必要な書類の一つなので、受け取り・保管・確認を忘れずに行ってください。
まとめ・Q&A
以下は、よくある疑問と簡潔な対応まとめです。分かりやすく順を追ってご案内します。
Q1: バイトでも源泉徴収票は必ずもらえる?
A1: はい。給与を受け取っていれば、雇用主が源泉徴収票を発行する義務があります。たとえば、短期のアルバイトでも給与を受け取ったら発行されます。複数の職場で働いた場合は、職場ごとに別々にもらいます。
Q2: いつもらえる?
A2: 在職中なら翌年の1月31日までに受け取ります。

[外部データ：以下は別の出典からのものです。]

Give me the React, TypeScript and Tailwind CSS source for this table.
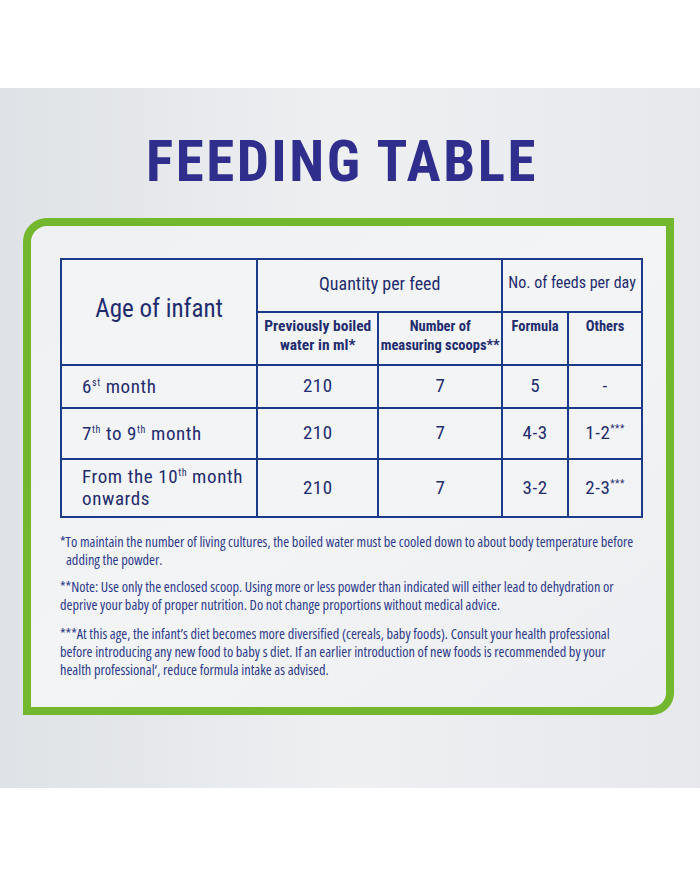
import React from "react";

const Sup = ({ children }: { children: React.ReactNode }) => (
  <span className="relative -top-[7px] text-[10px] leading-none">{children}</span>
);

const rows = [
  { h: "h-[43px]", age: <>6<Sup>st</Sup> month</>, water: "210", scoops: "7", formula: "5", others: "-" },
  { h: "h-[51px]", age: <>7<Sup>th</Sup> to 9<Sup>th</Sup> month</>, water: "210", scoops: "7", formula: "4-3", others: <>1-2<Sup>***</Sup></> },
  { h: "h-[58px]", age: <>From the 10<Sup>th</Sup> month<br />onwards</>, water: "210", scoops: "7", formula: "3-2", others: <>2-3<Sup>***</Sup></> },
];

export default function App() {
  const cell = "border-2 border-[#1c3a8a] text-center align-middle";
  return (
    <div className="w-[700px] h-[875px] bg-white flex flex-col font-['Roboto_Condensed','DejaVu_Sans_Condensed',sans-serif] text-[#1f2c6e]">
      <div className="h-[88px]" />
      <div className="h-[700px] flex flex-col bg-gradient-to-r from-[#dfe2e6] via-[#eef0f2] to-[#e6e8ec]">
        <h1 className="mt-[44px] h-[60px] text-center text-[57px] leading-[60px] font-bold tracking-[2.5px] text-[#2f2e8c] pr-[16px]">
          FEEDING TABLE
        </h1>

        {/* green frame */}
        <div className="mt-[26px] ml-[23px] mr-[26px] h-[497px] border-[8px] border-[#73b72e] rounded-tl-[24px] rounded-br-[22px] bg-gradient-to-br from-[#eef0f2] via-[#f3f4f6] to-[#eceef1] pl-[29px] pt-[32px]">
          <table className="border-collapse w-[583px] bg-[#f3f4f6]">
            <tbody>
              <tr className="h-[53px]">
                <td rowSpan={2} className={`${cell} w-[198px] text-[25px] pb-[6px]`}>Age of infant</td>
                <td colSpan={2} className={`${cell} text-[18px] pb-[4px]`}>Quantity per feed</td>
                <td colSpan={2} className={`${cell} text-[16px] whitespace-nowrap pb-[6px]`}>No. of feeds per day</td>
              </tr>
              <tr className="h-[53px] font-bold text-[14.5px] leading-[19px]">
                <td className={`${cell} w-[121px] whitespace-nowrap text-[15.5px] pb-[6px]`}>Previously boiled<br />water in ml*</td>
                <td className={`${cell} w-[124px] whitespace-nowrap pb-[6px]`}>Number of<br />measuring scoops**</td>
                <td className={`${cell} w-[66px] align-top pt-[4px]`}>Formula</td>
                <td className={`${cell} w-[74px] align-top pt-[4px]`}>Others</td>
              </tr>
              {rows.map((r, i) => (
                <tr key={i} className={r.h}>
                  <td className={`${cell} text-left pl-[20px] text-[19px] tracking-[0.6px] leading-[22px]`}>{r.age}</td>
                  <td className={`${cell} text-[19px] tracking-[0.5px]`}>{r.water}</td>
                  <td className={`${cell} text-[19px]`}>{r.scoops}</td>
                  <td className={`${cell} text-[19px] tracking-[0.5px]`}>{r.formula}</td>
                  <td className={`${cell} text-[19px] tracking-[0.5px]`}>{r.others}</td>
                </tr>
              ))}
            </tbody>
          </table>

          <div className="mt-[15px] text-[14.3px] leading-[18px] font-medium text-[#2d3a8a] whitespace-nowrap font-['Open_Sans',sans-serif] [font-stretch:75%]">
            <p>*To maintain the number of living cultures, the boiled water must be cooled down to about body temperature before</p>
            <p className="pl-[6px]">adding the powder.</p>
            <p className="mt-[9px]">**Note: Use only the enclosed scoop. Using more or less powder than indicated will either lead to dehydration or</p>
            <p>deprive your baby of proper nutrition. Do not change proportions without medical advice.</p>
            <p className="mt-[11px]">***At this age, the infant’s diet becomes more diversified (cereals, baby foods). Consult your health professional</p>
            <p>before introducing any new food to baby s diet. If an earlier introduction of new foods is recommended by your</p>
            <p>health professional‘, reduce formula intake as advised.</p>
          </div>
        </div>
      </div>
    </div>
  );
}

退職した場合は、原則として退職後1か月以内に交付されます。交付時期を過ぎたら、まず雇用主に連絡してください。
Q3: もらえない場合の最終手段は?
A3: まずは口頭や書面で雇用主に再請求します。それでも交付されないときは、税務署へ「給与等の不交付の届出書(不交付届)」を提出できます。税務署が仲介・指導することが可能です。
ワンポイント
– 紛失したら雇用主に再発行を依頼してください。再発行に応じない場合も上記の手順で対応します。
– 年末調整や確定申告で必要なので、届かないと困る場合は早めに行動してください。